MDFG: Multi-Dimensional Fine-Grained Modeling for Fatigue Detection

Abstract

Fatigue is a critical factor contributing to accidents in industries such as safety monitoring and engineering construction. Fatigue exhibits dynamic complexity and non-stationary characteristics, so there are many intermediate states of short-term variation between alert and fatigue. Capturing and learning the signs of these intermediate states is essential for accurate fatigue assessment.

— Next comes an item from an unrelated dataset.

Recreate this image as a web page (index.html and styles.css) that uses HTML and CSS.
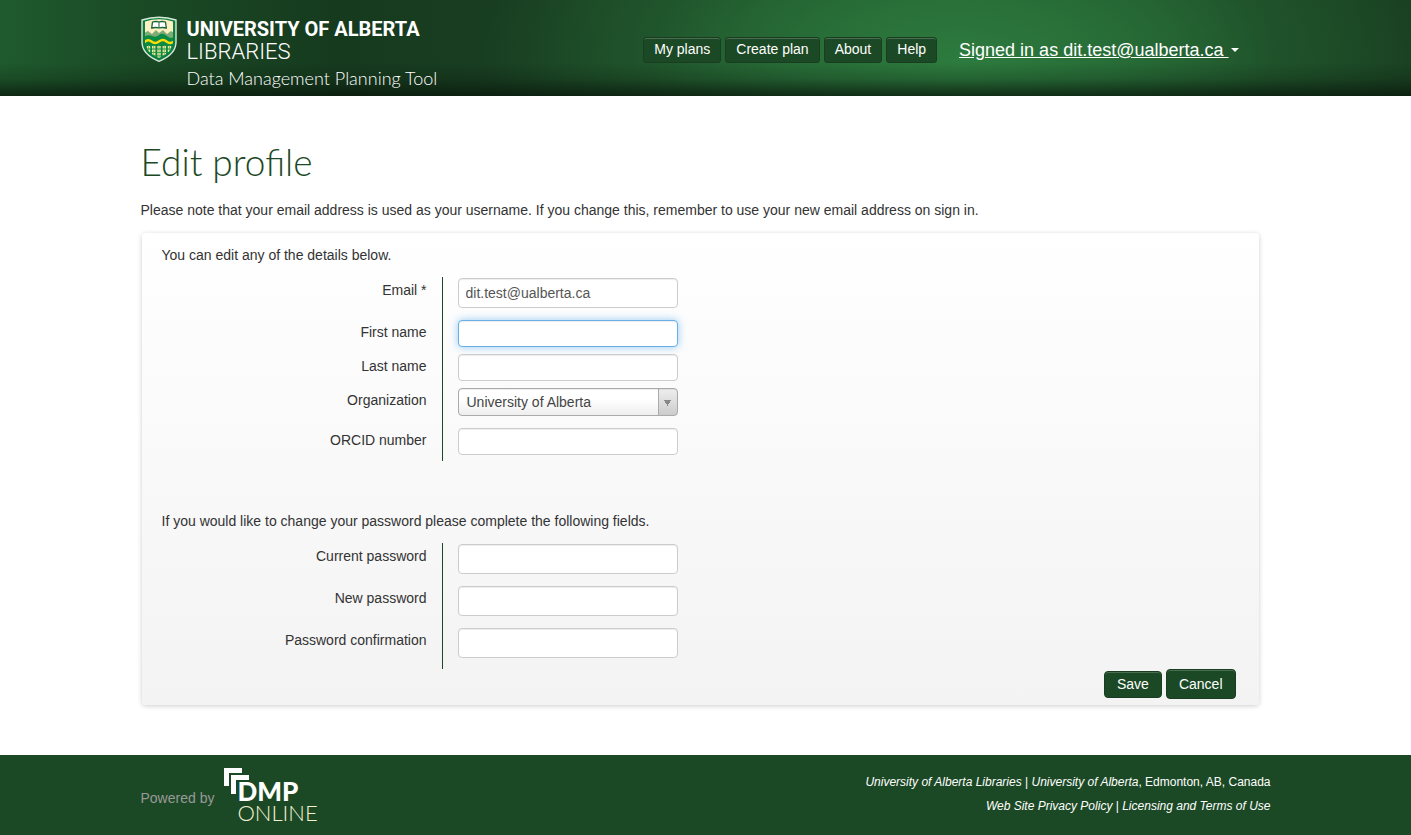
FILE: index.html
```html
<!DOCTYPE html>
<html lang="en">
<head>
<meta charset="utf-8">
<title>Edit profile - Data Management Planning Tool</title>
<link rel="stylesheet" href="styles.css">
</head>
<body>
<header class="site-header">
  <div class="container header-inner">
    <a class="brand" href="#">
      <svg class="shield" viewBox="0 0 36 46" aria-hidden="true">
        <defs><clipPath id="field"><path d="M4 5.500Q18 1 32 5.500V26C32 34 25 39 18 42C11 39 4 34 4 26Z"/></clipPath></defs>
        <path d="M1 4Q18-1.500 35 4V26C35 37 26 42 18 45.300C10 42 1 37 1 26Z" fill="#0a7f41" stroke="#d8e8d8" stroke-width="1.400"/>
        <g clip-path="url(#field)">
          <path d="M3 0h30v22H3z" fill="#fdf1c4"/>
          <path d="M3 17l4-2 4 3 4-4 3 3 4-3 4 4 4-3 3 2v6H3z" fill="#7fab74"/>
          <path d="M3 21q4-3 8-1t7-1 8 1 7 0v23H3z" fill="#0a8a45"/>
          <path d="M3 26.500q4-4 7.500-1t7.500 0 7.500 0 7.500 0" fill="none" stroke="#fddb05" stroke-width="2.400"/>
          <g fill="none" stroke="#f0e89a" stroke-width="3.400" stroke-dasharray="2.600 .8">
            <path d="M7.500 30v7M12.700 30v11M18 30v13M23.300 30v11M28.500 30v7"/>
          </g>
          <path d="M7.500 29v8M12.700 29v12M18 29v14M23.300 29v12M28.500 29v8" stroke="#5da653" stroke-width=".7"/>
        </g>
        <path d="M11.500 6q3.500-1 6.500 0 3-1 6.500 0l.8 6q-4-1-7.300 0-3.300-1-7.300 0Z" fill="#fff" stroke="#17643a" stroke-width="1.300"/>
        <path d="M18 6v6" stroke="#17643a"/>
      </svg>
      <span class="brand-text">
        <span class="brand-name">UNIVERSITY OF ALBERTA</span>
        <span class="brand-unit">LIBRARIES</span>
        <span class="brand-tool">Data Management Planning Tool</span>
      </span>
    </a>
    <nav class="main-nav">
      <a class="nav-button" href="#">My plans</a>
      <a class="nav-button" href="#">Create plan</a>
      <a class="nav-button" href="#">About</a>
      <a class="nav-button" href="#">Help</a>
      <button class="account" type="button"><span class="account-name">Signed in as dit.test@ualberta.ca&nbsp;</span><span class="caret"></span></button>
    </nav>
  </div>
</header>

<main class="container page">
  <h1>Edit profile</h1>
  <p class="note">Please note that your email address is used as your username. If you change this, remember to use your new email address on sign in.</p>
  <form class="panel">
    <p class="lead">You can edit any of the details below.</p>
    <div class="fields">
      <div class="row"><label for="email">Email *</label><div class="cell"><input class="tall" id="email" type="email" value="dit.test@ualberta.ca"></div></div>
      <div class="row"><label for="first">First name</label><div class="cell tight"><input class="active" id="first" type="text"></div></div>
      <div class="row"><label for="last">Last name</label><div class="cell tight"><input id="last" type="text"></div></div>
      <div class="row"><label for="org">Organization</label><div class="cell"><select id="org"><option>University of Alberta</option></select></div></div>
      <div class="row"><label for="orcid">ORCID number</label><div class="cell tight"><input id="orcid" type="text"></div></div>
    </div>
    <p class="lead lead-password">If you would like to change your password please complete the following fields.</p>
    <div class="fields">
      <div class="row"><label for="current">Current password</label><div class="cell"><input class="tall" id="current" type="password"></div></div>
      <div class="row"><label for="new">New password</label><div class="cell"><input class="tall" id="new" type="password"></div></div>
      <div class="row"><label for="confirm">Password confirmation</label><div class="cell"><input class="tall" id="confirm" type="password"></div></div>
    </div>
    <div class="actions">
      <button class="save" type="submit">Save</button>
      <button class="cancel" type="button">Cancel</button>
    </div>
  </form>
</main>

<footer class="site-footer">
  <div class="container footer-inner">
    <div class="powered">
      <span>Powered by</span>
      <div class="dmp">
        <svg class="dmp-mark" viewBox="0 0 26 27" aria-hidden="true">
          <path d="M1 1h18v5H6v13H1z" fill="#fff"/>
          <path d="M8 8h18v5H13v14H8z" fill="#fff"/>
        </svg>
        <div class="dmp-text">
          <span class="dmp-bold">DMP</span>
          <span class="dmp-light">ONLINE</span>
        </div>
      </div>
    </div>
    <div class="links">
      <p><a href="#">University of Alberta Libraries</a> | <a href="#">University of Alberta</a>, Edmonton, AB, Canada</p>
      <p><a href="#">Web Site Privacy Policy</a> | <a href="#">Licensing and Terms of Use</a></p>
    </div>
  </div>
</footer>
</body>
</html>
```
FILE: styles.css
```css
* { box-sizing: border-box; }

body {
  margin: 0;
  min-height: 100vh;
  display: flex;
  flex-direction: column;
  background: #fff;
  color: #333;
  font: 14px/20px "Liberation Sans", Arial, sans-serif;
}

p, h1 { margin: 0; }
a { color: inherit; text-decoration: none; }

.container {
  width: 100%;
  max-width: 1130px;
  margin: 0 auto;
}

.site-header {
  background:
    linear-gradient(to bottom, transparent 65%, rgba(8, 20, 10, .2) 82%, rgba(8, 22, 11, .75) 100%),
    radial-gradient(ellipse 480px 220px at 68% 60px, #2d7b3e 0%, #286e38 30%, rgba(36, 96, 48, .5) 65%, transparent 100%),
    linear-gradient(to right, #1f5a2d 0%, #1a4a25 10%, #163a1e 24%, #193f22 38%, #1f542b 55%, #225c2e 75%, #1b4625 90%, #193f21 100%);
}

.header-inner {
  min-height: 96px;
  display: flex;
  justify-content: space-between;
  align-items: flex-start;
}

.brand { display: flex; gap: 10px; padding-top: 16px; color: #fff; }
.shield { width: 36px; height: 46px; }
.brand-text { display: flex; flex-direction: column; padding-top: 2px; }
.brand-name { font: 700 20px/22px Roboto, sans-serif; }
.brand-unit { font: 300 22px/24px Roboto, sans-serif; }
.brand-tool { font: 300 18px/28px Lato, sans-serif; }

.main-nav {
  display: flex;
  align-items: center;
  gap: 4px;
  padding: 37px 32px 0 0;
}
.nav-button {
  padding: 1px 10px 3px;
  border: 1px solid #1a3d22;
  border-radius: 3px;
  background: #1c4925;
  box-shadow: inset 0 1px 0 rgba(255, 255, 255, .2);
  color: #fff;
  line-height: 20px;
}
.account {
  display: flex;
  align-items: center;
  gap: 2px;
  margin-left: 18px;
  padding: 0;
  border: 0;
  background: none;
  color: #fff;
  font: 18px/26px "Liberation Sans", Arial, sans-serif;
}
.account-name { text-decoration: underline; }
.caret {
  border: 4px solid transparent;
  border-top-color: #fff;
  border-bottom: 0;
}

.page { flex: 1; padding: 41px 0 49px; }
h1 {
  color: #1c4925;
  font: 300 37px/50px Lato, sans-serif;
}
.note { margin-top: 13px; }

.panel {
  margin: 13px 12px 0 1px;
  padding: 12px 23px 6px 20px;
  border-radius: 4px;
  background: linear-gradient(#fff, #f3f3f3);
  box-shadow: 0 1px 5px rgba(0, 0, 0, .2);
}
.fields { margin-top: 12px; }
.row { display: flex; align-items: stretch; }
.row label {
  width: 281px;
  padding: 3px 15px 0 0;
  border-right: 1px solid #1c4925;
  text-align: right;
}
.cell { padding: 1px 0 11px 15px; }
.cell.tight { padding-bottom: 6px; }

input, select {
  display: block;
  width: 220px;
  height: 27px;
  margin: 0;
  padding: 2px 7px;
  border: 1px solid #ccc;
  border-radius: 4px;
  outline: 0;
  background: #fff;
  box-shadow: inset 0 1px 1px rgba(0, 0, 0, .075);
  color: #555;
  font: 14px/20px "Liberation Sans", Arial, sans-serif;
}
.tall { height: 30px; }
.active {
  border-color: #66afe9;
  box-shadow: inset 0 1px 1px rgba(0, 0, 0, .075), 0 0 8px rgba(82, 168, 236, .6);
}
select {
  height: 28px;
  padding: 0 28px 0 8px;
  border-color: #aaa;
  appearance: none;
  background:
    conic-gradient(from -30deg at 50% 100%, #888 60deg, transparent 0) right 6px top 11px / 7px 6px no-repeat,
    linear-gradient(#aaa, #aaa) right 18px top / 1px 100% no-repeat,
    linear-gradient(#eee, #ccc) right / 18px 100% no-repeat,
    linear-gradient(#fff 40%, #eee);
  color: #444;
}

.lead-password { margin-top: 50px; }

.actions { display: flex; justify-content: flex-end; align-items: center; gap: 4px; }
.actions button {
  padding: 0 12px;
  border: 1px solid #1a3d22;
  border-radius: 4px;
  background: #1c4925;
  box-shadow: inset 0 1px 0 rgba(255, 255, 255, .2);
  color: #fff;
  font: 14px/20px "Liberation Sans", Arial, sans-serif;
}
.actions .save { height: 27px; }
.actions .cancel { height: 30px; }

.site-footer { background: #1c4925; color: #fff; }
.footer-inner {
  min-height: 80px;
  display: flex;
  justify-content: space-between;
  align-items: center;
}
.powered { display: flex; align-items: center; gap: 9px; padding-top: 6px; color: #999; }
.dmp { display: grid; margin-top: -6px; }
.dmp-mark { grid-area: 1 / 1; width: 26px; height: 27px; }
.dmp-text { grid-area: 1 / 1; display: flex; flex-direction: column; padding: 13px 0 0 14px; }
.dmp-bold { color: #fff; font: 900 26px/22px Lato, sans-serif; }
.dmp-light { color: #f3f0d0; font: 300 22px/22px Lato, sans-serif; }
.links { padding-bottom: 2px; font-size: 12px; line-height: 24px; text-align: right; }
.links a { font-style: italic; }
```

However, current fatigue detection methods primarily rely on coarse-grained labels, typically spanning minutes to hours, and commonly treat alert and fatigue as two distinctly separate distributions, overlooking the expression of intermediate states and oversimplifying the rich distribution information of fatigue types and levels, thereby limiting detection effectiveness. To address these, this paper explores a refined representation of fatigue in terms of three dimensions: time, type, and level, and proposes a Multi-Dimensional Fine-Grained Modeling for Fatigue Detection (MDFG). This introduces the SmallLoss to extract trustworthy samples, utilizes clustering to identify diverse subtypes under alert and fatigued states, and establishes base class sets in each state. Subsequently, a complete base class set containing intermediate state bases is constructed using the base class synthesis method, which achieves the expression of intermediate fatigue states from absence to presence. Finally, fatigue levels are quantified based on the matching between samples and the complete base class set. Moreover, to cope with the complex variability of fatigue states, MDFG employs meta-learning for training. MDFG achieves an Average accuracy improvement of 10.0% and 12.1% on two real datasets compared to methods that do not consider fine-grained information. Extensive experiments demonstrate that the MDFG exhibits superior robustness and stability among current fatigue detection methods.